The two of them work at separate wooden desks, one behind the other, as if in grammar school. The desks are lacquered red and very old. The daughter is wearing a long-sleeved tennis sweater, is quiet and focused. On her desk is a picture of a fat baby, perhaps her son. There’s a desk lamp, a pot of glue, a spare knife, and a plastic container holding extra blades. She looks up only once as I take pictures of her hands. She smiles and returns to her labors.

She has glued a page of text to a blank plate and peeled the paper away so as to carve in negative: from her perspective the text is upside down and backwards. The top edge of the plate rests on a piece of wood wrapped in clean beige cloth. The handle of her knife has a lengthwise gap to accommodate the blade, fixed in place by a copper ring at the hilt, and she holds the knife daggerlike deep in her right hand, with her left thumb flat against the ring to steady the blade. She also has a brush with short stiff bristles. Once or twice a minute, she whisks away the shavings.

The master’s desk is messier than the daughter’s, and fuller: many knives and half a dozen awls, the brush, the lamp, the glue, a small wooden mallet, a printed copy of the text he is carving, scraps of rice paper, and piles of shavings he has not bothered to brush away. The top edge of his plate rests on a block of wood wrapped in a dirty hand towel.
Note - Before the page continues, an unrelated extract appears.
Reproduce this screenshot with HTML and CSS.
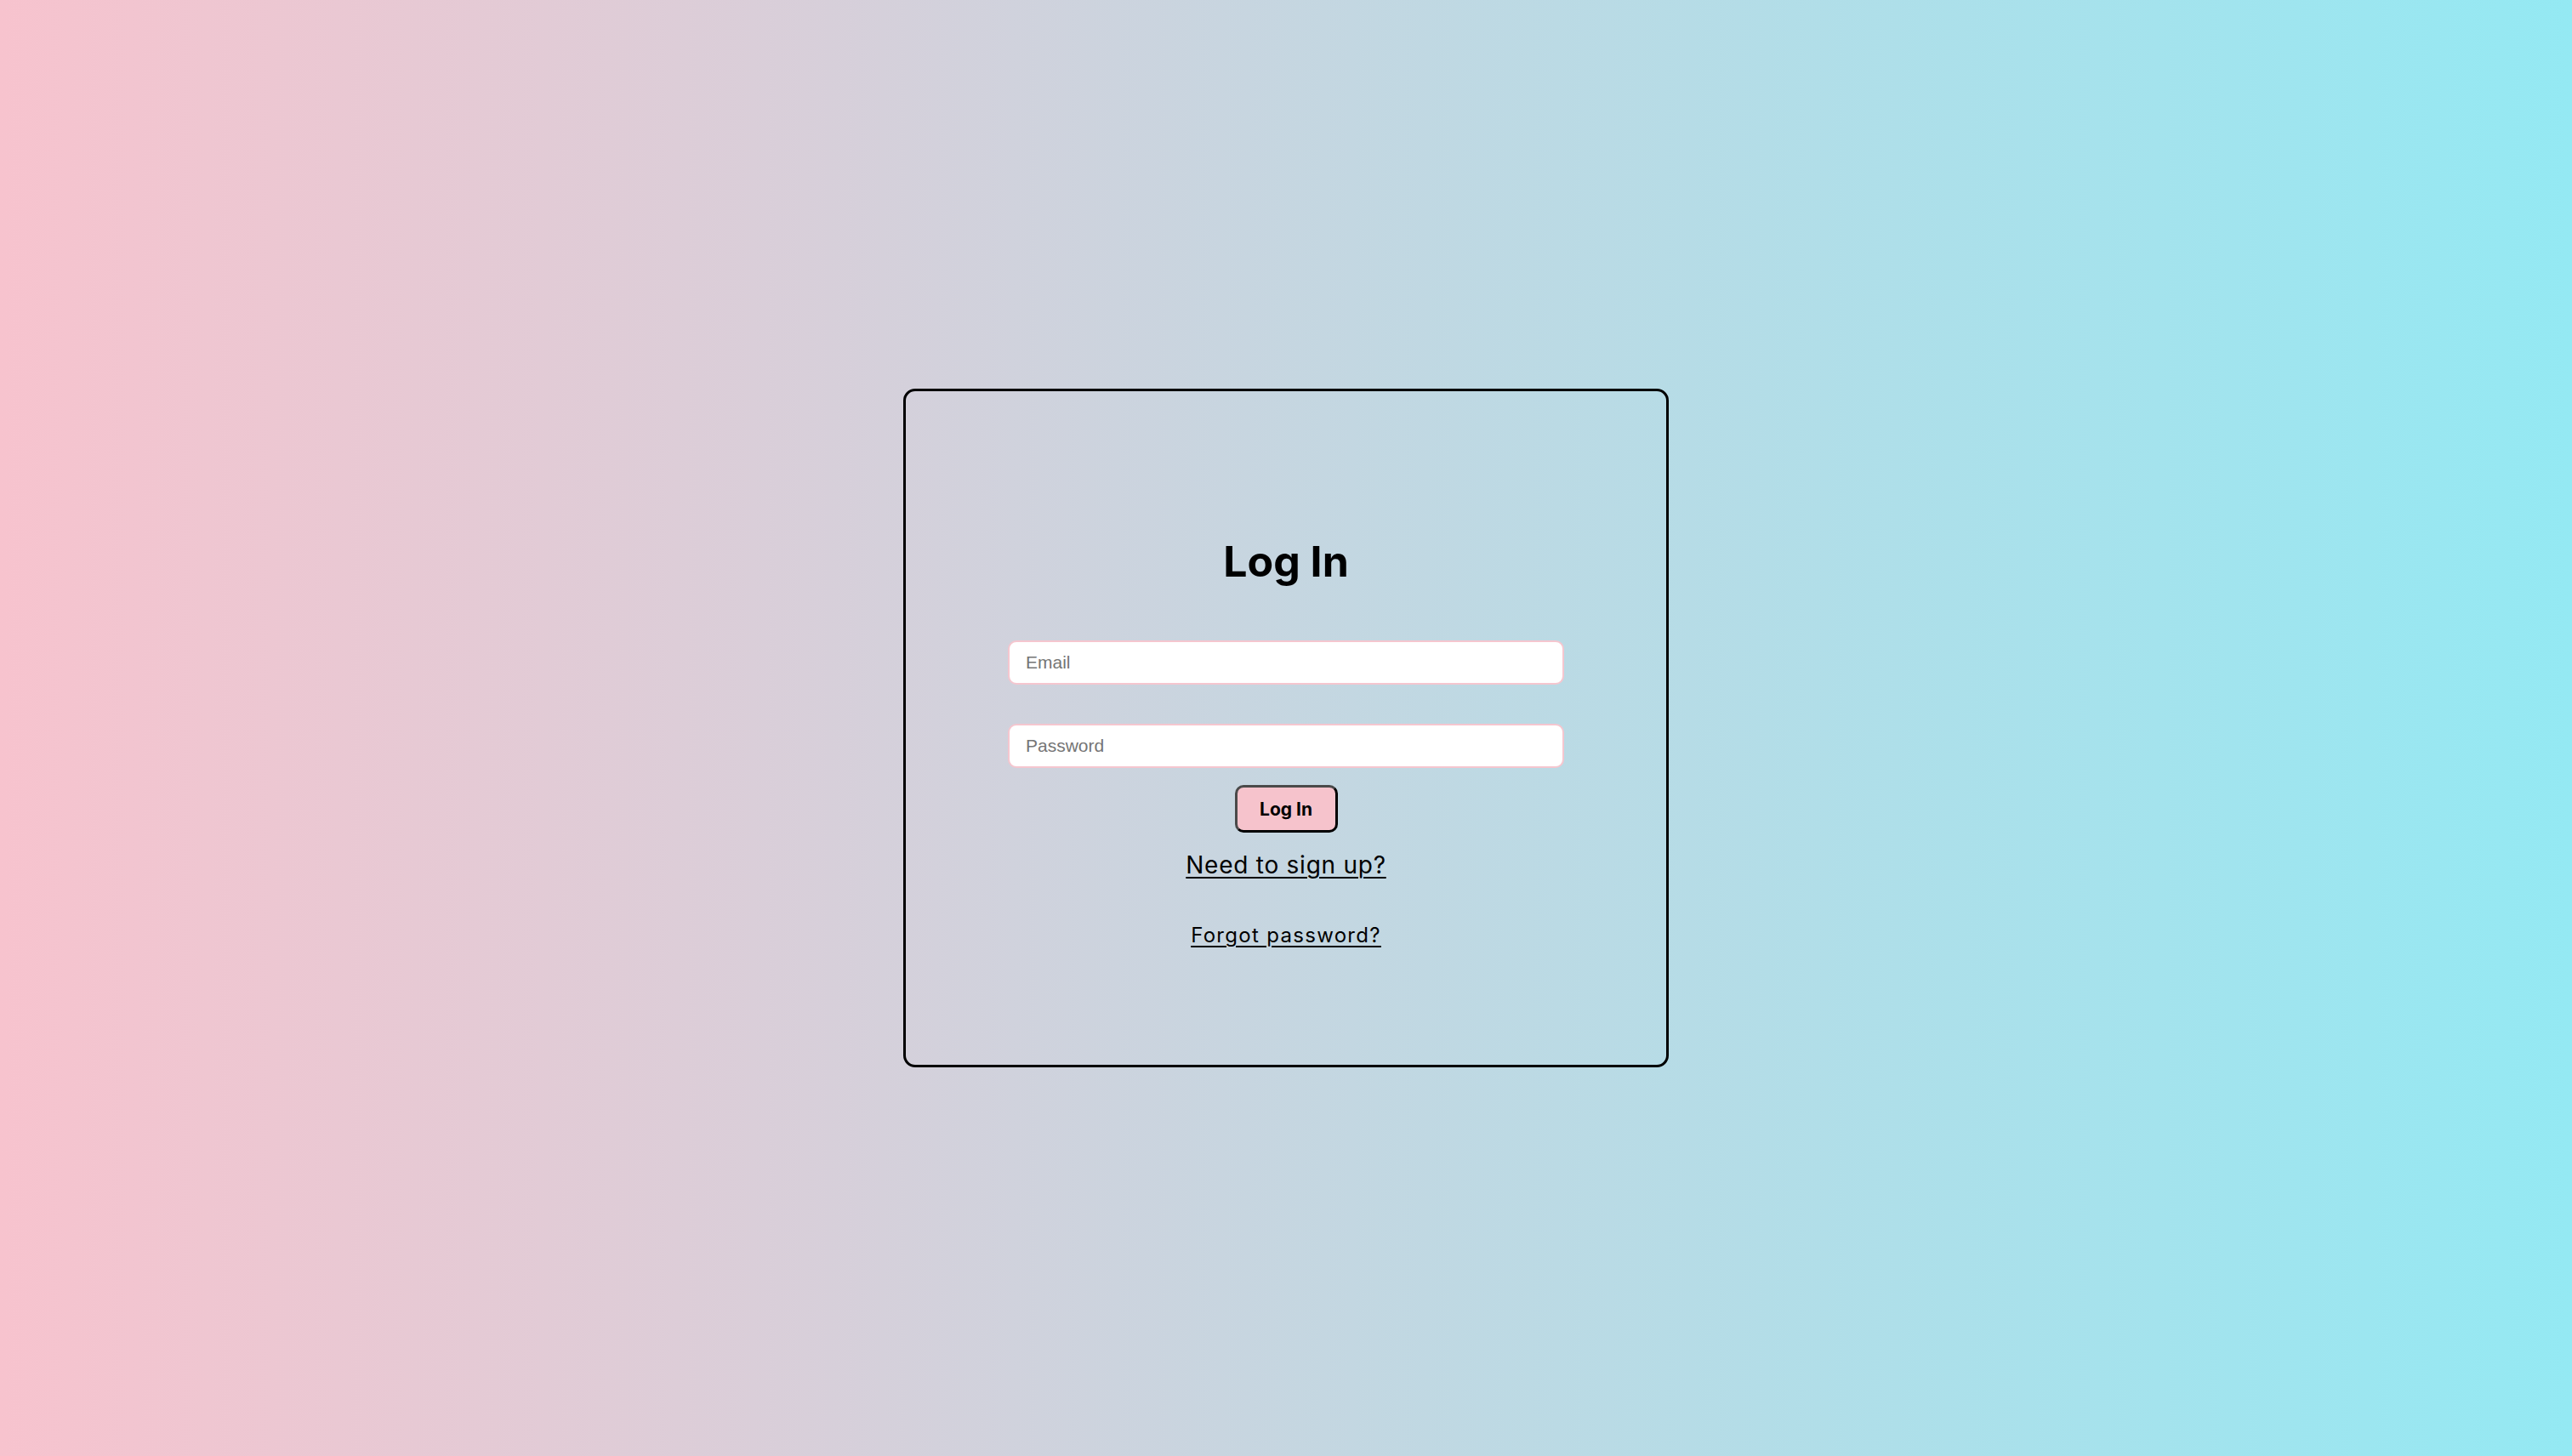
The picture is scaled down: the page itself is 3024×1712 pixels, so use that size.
FILE: index.html
```html
<!DOCTYPE html>
<html lang="en">
<head>
<meta charset="utf-8">
<title>Log In</title>
<link rel="stylesheet" href="styles.css">
</head>
<body>
<main class="page">
  <form class="card">
    <h1 class="title">Log In</h1>
    <input class="field" type="email" placeholder="Email">
    <input class="field field-second" type="password" placeholder="Password">
    <button class="btn" type="button">Log In</button>
    <a class="link link-signup" href="#">Need to sign up?</a>
    <a class="link link-forgot" href="#">Forgot password?</a>
  </form>
</main>
</body>
</html>
```

FILE: styles.css
```css
html, body {
  margin: 0;
  padding: 0;
  height: 100%;
}

body {
  background: linear-gradient(to right, #f7c3ce 0%, #94e9f3 100%);
  font-family: Inter, "Liberation Sans", sans-serif;
  color: #000;
}

.page {
  height: 100vh;
  display: flex;
  align-items: center;
  justify-content: center;
}

.card {
  box-sizing: border-box;
  width: 900px;
  height: 798px;
  border: 3px solid #000;
  border-radius: 14px;
  padding-top: 170px;
  display: flex;
  flex-direction: column;
  align-items: center;
}

.title {
  margin: 0;
  font-size: 50px;
  line-height: 60px;
  font-weight: 700;
  letter-spacing: 0;
}

.field {
  box-sizing: border-box;
  width: 654px;
  height: 52px;
  margin-top: 63px;
  border: 2px solid #f5c6cf;
  border-radius: 10px;
  background: #fff;
  padding: 0 19px;
  font-family: "Liberation Sans", Arial, sans-serif;
  font-size: 21px;
  color: #222;
  outline: none;
}

.field::placeholder {
  color: #757575;
}

.field-second {
  margin-top: 46px;
}

.btn {
  box-sizing: border-box;
  width: 121px;
  height: 56px;
  margin-top: 20px;
  background: #f6c3cc;
  border: 3px solid;
  border-color: #4a4a4a #000 #000 #4a4a4a;
  border-radius: 10px;
  font-family: Inter, "Liberation Sans", sans-serif;
  font-weight: 700;
  font-size: 21px;
  color: #000;
  padding: 0;
}

.link {
  color: #000;
  text-decoration: underline;
  text-decoration-thickness: 2px;
  text-underline-offset: 4px;
}

.link-signup {
  margin-top: 21px;
  font-size: 28px;
  line-height: 34px;
  letter-spacing: 0.75px;
}

.link-forgot {
  margin-top: 51px;
  font-size: 24px;
  line-height: 29px;
  letter-spacing: 1.3px;
}
```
He, too, holds the knife in his fist like a dagger, his left thumb likewise steadying the blade, but his left forefinger and middle finger are crossed, perhaps for stability, or out of habit, or to wish himself luck. He stops carving only once while I am there: his cell phone buzzes, and he takes it out of his pocket, answers the message he has received.

I tour the binding room next: An older woman folding the sheets by hand, then fanning out a few at a time, readjusting them with her fingertips until they are perfectly aligned. Awl-cut holes, strips of paper slipped through and tied to hold the pages in place, heavy blue cardboard covers, and a machine that trims, punches new holes. Then the hand-binding: thread strung up and back, up and back, the book now complete and the next taken up and it is time but I do not want to go, want only to return to the carving room, to sit and watch the young woman’s hands, thin and strong and clean and beautiful and simple, unscarred, but it is time, time again, time for the waiting world.